_Work to be completed_
Answer with nothing but the number of lines that include the word "this".

Front-end source files
⁂

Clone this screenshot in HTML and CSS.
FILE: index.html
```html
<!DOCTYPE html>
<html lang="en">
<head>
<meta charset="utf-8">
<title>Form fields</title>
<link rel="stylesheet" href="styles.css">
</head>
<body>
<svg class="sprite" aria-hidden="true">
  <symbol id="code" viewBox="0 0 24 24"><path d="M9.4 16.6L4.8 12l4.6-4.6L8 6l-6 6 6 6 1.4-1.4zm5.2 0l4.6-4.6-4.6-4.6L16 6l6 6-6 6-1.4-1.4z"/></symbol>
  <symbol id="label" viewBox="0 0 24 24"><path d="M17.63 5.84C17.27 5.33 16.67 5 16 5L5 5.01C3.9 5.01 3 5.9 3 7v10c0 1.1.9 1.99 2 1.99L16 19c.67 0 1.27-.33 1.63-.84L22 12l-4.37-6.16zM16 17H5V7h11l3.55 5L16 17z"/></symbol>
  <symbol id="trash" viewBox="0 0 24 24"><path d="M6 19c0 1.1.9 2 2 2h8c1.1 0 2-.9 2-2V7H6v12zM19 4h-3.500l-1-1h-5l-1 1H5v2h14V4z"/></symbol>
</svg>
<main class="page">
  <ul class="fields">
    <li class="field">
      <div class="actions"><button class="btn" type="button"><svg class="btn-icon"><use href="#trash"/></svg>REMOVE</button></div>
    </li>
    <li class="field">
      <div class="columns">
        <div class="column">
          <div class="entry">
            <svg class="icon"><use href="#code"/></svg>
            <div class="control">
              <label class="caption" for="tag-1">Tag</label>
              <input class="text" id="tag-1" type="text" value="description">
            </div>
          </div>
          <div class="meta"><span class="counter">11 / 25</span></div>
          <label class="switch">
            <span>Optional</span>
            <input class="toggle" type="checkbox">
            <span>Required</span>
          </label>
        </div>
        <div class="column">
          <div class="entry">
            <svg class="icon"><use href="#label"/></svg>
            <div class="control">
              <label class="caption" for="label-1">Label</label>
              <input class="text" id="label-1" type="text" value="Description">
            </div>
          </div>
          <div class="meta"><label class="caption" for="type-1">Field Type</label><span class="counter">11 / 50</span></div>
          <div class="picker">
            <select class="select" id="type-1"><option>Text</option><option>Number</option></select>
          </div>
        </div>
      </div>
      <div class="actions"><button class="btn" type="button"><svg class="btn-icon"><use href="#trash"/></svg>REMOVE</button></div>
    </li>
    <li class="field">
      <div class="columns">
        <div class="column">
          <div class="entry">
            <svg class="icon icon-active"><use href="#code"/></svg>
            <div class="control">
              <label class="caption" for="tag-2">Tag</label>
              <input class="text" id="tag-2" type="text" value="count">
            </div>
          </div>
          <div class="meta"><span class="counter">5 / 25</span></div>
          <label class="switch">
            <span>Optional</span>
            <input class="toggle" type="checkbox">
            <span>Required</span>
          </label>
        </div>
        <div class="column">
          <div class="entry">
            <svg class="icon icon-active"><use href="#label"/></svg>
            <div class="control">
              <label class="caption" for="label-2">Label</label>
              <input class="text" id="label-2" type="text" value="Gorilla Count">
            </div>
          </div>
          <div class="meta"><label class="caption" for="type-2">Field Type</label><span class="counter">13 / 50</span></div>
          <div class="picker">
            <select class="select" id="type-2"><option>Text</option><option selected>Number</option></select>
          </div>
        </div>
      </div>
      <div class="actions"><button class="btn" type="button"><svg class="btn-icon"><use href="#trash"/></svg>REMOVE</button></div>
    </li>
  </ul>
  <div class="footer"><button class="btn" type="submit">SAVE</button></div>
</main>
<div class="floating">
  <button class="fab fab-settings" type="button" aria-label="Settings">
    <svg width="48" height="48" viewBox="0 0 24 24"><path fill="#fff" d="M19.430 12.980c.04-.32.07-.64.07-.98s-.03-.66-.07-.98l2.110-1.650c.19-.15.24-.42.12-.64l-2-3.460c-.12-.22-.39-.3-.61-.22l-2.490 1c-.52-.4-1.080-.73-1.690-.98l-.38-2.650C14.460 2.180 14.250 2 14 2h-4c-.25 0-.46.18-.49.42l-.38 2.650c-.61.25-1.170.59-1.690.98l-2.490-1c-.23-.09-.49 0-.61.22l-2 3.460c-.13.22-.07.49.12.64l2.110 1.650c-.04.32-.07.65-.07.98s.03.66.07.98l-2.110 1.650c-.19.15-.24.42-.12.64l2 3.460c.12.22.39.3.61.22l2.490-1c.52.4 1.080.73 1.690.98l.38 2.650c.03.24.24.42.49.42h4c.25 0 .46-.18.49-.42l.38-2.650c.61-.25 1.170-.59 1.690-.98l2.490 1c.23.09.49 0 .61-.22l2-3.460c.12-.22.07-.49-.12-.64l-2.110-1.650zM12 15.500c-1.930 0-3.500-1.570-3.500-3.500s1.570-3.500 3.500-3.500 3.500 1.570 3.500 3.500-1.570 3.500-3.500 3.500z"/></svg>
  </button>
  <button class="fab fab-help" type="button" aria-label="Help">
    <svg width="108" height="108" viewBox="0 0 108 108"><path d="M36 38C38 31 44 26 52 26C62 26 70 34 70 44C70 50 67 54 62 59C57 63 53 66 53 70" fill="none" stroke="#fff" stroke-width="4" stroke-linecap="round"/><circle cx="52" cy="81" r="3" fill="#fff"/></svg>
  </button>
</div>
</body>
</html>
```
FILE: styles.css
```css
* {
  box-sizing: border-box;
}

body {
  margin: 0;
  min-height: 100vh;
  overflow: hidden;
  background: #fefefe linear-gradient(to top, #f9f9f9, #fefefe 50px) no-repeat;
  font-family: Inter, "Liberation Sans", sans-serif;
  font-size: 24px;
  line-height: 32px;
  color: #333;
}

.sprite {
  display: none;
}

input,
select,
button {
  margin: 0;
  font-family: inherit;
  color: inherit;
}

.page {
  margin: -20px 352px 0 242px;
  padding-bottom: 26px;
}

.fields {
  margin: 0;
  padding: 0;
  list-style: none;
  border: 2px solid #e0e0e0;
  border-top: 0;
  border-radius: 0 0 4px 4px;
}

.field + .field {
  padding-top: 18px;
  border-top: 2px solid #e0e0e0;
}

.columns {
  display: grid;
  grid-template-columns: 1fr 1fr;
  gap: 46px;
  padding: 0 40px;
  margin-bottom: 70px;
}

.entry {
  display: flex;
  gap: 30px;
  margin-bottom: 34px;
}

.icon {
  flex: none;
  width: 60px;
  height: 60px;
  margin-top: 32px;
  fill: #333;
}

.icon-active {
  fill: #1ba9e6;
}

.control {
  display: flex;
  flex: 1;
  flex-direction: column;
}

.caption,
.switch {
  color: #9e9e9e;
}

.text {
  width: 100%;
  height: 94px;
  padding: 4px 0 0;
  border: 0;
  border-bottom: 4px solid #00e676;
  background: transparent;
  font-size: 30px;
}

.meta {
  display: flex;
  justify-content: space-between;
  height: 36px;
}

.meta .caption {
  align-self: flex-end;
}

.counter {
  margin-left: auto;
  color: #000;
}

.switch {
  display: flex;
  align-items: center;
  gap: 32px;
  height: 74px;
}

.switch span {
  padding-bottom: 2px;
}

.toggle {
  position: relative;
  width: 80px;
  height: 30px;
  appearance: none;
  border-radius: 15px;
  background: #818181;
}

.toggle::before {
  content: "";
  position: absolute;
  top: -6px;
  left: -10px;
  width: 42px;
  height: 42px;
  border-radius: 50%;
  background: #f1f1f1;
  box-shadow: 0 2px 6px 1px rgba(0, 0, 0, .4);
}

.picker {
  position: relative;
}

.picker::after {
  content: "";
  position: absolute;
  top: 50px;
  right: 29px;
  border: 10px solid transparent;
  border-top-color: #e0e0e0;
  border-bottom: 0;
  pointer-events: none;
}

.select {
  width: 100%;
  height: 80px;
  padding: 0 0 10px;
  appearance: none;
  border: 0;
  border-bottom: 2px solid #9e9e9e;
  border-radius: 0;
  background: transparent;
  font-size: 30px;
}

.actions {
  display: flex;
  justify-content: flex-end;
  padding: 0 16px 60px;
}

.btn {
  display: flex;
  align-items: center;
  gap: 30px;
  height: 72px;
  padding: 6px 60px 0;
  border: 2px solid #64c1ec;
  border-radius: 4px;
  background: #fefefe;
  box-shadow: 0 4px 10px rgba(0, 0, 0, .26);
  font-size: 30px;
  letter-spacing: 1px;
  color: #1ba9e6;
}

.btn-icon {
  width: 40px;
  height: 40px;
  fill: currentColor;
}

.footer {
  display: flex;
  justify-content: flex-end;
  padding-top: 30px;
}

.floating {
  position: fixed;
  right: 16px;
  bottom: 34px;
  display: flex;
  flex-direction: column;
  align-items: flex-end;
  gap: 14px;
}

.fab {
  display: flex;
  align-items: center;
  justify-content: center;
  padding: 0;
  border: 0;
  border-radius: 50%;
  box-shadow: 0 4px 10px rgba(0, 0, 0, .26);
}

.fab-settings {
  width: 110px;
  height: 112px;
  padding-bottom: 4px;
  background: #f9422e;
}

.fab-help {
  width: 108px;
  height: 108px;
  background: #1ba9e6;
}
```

⁂

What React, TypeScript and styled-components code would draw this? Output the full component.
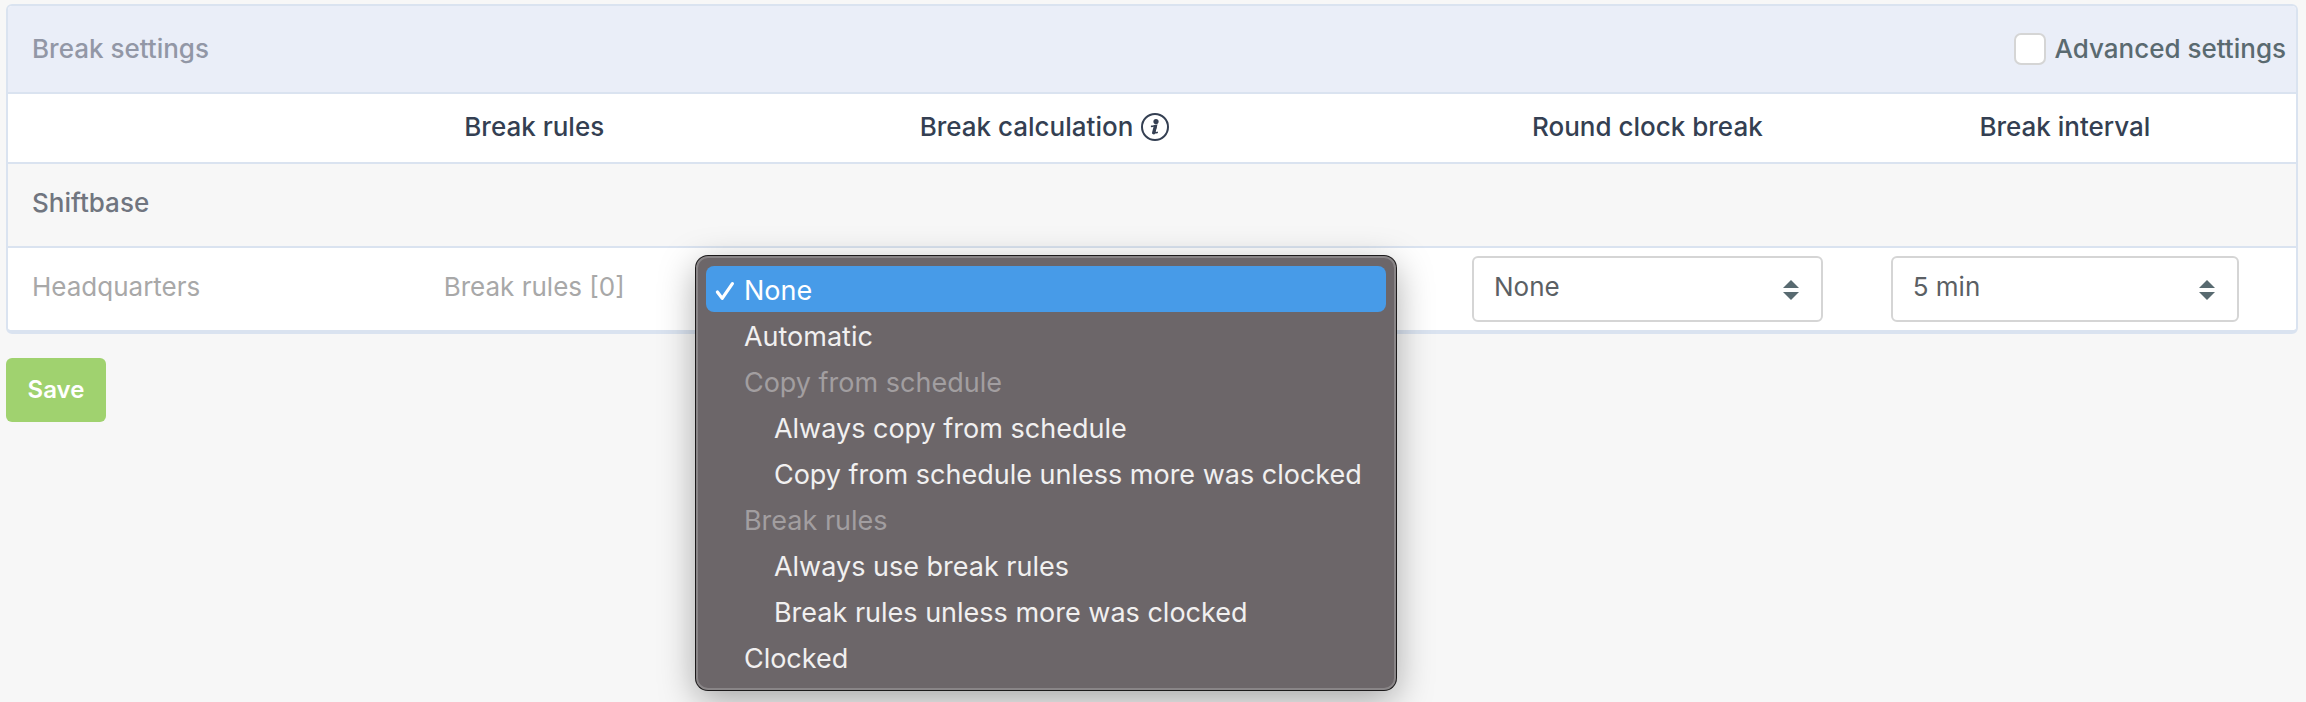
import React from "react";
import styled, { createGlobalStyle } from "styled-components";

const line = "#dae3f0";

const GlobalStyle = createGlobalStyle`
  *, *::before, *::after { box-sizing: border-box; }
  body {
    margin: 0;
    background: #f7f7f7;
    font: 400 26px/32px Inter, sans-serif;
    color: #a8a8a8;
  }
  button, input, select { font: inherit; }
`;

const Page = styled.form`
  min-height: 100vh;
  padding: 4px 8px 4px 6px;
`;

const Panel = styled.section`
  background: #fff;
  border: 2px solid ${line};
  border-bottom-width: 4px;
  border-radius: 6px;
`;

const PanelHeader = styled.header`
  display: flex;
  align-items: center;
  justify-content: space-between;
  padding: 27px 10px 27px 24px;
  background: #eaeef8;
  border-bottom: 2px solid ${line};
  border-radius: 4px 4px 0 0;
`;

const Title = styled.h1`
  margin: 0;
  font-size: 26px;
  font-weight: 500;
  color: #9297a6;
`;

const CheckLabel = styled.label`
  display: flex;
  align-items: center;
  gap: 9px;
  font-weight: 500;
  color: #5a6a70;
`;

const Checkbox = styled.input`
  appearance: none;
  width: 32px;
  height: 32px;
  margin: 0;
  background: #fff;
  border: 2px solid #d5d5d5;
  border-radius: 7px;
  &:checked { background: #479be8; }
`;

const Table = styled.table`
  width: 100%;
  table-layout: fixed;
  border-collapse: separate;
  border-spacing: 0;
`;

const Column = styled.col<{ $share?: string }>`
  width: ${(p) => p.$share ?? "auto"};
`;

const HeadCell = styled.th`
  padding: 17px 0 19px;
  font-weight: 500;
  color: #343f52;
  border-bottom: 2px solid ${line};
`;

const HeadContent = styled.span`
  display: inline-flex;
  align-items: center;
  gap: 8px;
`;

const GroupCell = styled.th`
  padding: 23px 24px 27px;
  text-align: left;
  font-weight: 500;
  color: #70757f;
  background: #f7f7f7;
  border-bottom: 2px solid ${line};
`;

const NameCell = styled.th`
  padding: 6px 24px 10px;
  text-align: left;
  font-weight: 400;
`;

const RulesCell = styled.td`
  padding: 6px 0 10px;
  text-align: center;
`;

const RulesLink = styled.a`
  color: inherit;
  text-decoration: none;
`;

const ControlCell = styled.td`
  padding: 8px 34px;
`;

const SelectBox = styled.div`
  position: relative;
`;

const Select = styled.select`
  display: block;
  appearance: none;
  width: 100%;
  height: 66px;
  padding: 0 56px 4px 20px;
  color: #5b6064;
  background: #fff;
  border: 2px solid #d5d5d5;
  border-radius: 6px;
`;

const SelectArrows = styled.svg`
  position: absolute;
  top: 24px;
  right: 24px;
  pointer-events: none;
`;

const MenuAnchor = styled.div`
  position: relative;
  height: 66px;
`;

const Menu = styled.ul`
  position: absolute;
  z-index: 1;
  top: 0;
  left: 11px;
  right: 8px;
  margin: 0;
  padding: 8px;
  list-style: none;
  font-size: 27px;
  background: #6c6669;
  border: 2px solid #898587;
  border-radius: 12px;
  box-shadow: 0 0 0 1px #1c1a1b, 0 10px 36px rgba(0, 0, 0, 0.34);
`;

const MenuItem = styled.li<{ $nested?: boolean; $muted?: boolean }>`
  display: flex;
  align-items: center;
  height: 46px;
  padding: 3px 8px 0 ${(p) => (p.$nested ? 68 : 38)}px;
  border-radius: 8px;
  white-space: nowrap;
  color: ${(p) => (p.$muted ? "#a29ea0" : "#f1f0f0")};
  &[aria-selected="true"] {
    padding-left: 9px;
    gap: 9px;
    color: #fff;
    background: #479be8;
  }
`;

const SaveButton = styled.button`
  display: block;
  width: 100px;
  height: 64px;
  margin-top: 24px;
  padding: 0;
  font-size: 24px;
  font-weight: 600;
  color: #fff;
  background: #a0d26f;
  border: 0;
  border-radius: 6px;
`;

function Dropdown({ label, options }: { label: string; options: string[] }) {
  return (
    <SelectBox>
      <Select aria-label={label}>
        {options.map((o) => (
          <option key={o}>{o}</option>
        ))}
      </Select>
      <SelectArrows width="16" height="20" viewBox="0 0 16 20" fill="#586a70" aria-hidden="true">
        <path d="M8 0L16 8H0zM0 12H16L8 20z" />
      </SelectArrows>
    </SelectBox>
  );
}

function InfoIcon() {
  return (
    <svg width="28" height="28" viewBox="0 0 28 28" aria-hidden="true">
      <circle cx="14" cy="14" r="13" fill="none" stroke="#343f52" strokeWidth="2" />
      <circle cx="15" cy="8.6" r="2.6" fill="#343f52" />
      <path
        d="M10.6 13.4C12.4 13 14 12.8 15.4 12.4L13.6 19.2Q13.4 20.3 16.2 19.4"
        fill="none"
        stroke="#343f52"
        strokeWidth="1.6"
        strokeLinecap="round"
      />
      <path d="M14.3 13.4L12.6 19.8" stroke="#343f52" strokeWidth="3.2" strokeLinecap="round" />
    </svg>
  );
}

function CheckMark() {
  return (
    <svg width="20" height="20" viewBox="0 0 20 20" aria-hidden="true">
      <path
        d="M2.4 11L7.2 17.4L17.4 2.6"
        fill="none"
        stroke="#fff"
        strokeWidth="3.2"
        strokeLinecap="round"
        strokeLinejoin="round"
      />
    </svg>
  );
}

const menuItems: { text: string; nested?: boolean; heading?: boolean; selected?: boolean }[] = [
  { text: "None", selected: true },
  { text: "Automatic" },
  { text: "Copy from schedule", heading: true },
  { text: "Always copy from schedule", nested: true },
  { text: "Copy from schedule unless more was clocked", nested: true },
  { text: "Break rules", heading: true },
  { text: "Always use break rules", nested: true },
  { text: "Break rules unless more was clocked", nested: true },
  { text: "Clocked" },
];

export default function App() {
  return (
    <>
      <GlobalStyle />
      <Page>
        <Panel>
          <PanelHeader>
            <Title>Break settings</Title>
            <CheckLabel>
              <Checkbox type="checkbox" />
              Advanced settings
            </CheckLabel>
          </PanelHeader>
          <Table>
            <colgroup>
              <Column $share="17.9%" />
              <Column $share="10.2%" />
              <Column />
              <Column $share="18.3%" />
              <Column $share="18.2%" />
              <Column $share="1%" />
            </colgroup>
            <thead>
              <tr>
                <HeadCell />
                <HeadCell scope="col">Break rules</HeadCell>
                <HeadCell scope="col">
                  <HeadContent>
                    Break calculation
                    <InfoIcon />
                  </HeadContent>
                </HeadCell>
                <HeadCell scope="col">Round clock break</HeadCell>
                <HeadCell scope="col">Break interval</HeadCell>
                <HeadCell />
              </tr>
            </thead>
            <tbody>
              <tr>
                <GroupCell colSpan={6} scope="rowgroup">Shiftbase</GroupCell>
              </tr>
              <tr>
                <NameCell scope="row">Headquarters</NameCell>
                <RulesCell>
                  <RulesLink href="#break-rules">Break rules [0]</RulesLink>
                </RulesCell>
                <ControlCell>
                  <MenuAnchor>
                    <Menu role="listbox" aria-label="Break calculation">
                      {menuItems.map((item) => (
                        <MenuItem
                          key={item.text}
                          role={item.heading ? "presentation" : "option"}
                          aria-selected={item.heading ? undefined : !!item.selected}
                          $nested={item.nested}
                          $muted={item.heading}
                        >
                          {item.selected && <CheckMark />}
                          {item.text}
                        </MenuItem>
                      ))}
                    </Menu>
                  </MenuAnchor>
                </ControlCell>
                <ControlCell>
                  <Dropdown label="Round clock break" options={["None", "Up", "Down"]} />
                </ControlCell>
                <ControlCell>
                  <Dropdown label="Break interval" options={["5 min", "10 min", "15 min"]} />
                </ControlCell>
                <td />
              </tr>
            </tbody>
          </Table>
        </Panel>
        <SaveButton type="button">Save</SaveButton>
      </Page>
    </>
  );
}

⁂

_Written solution_
2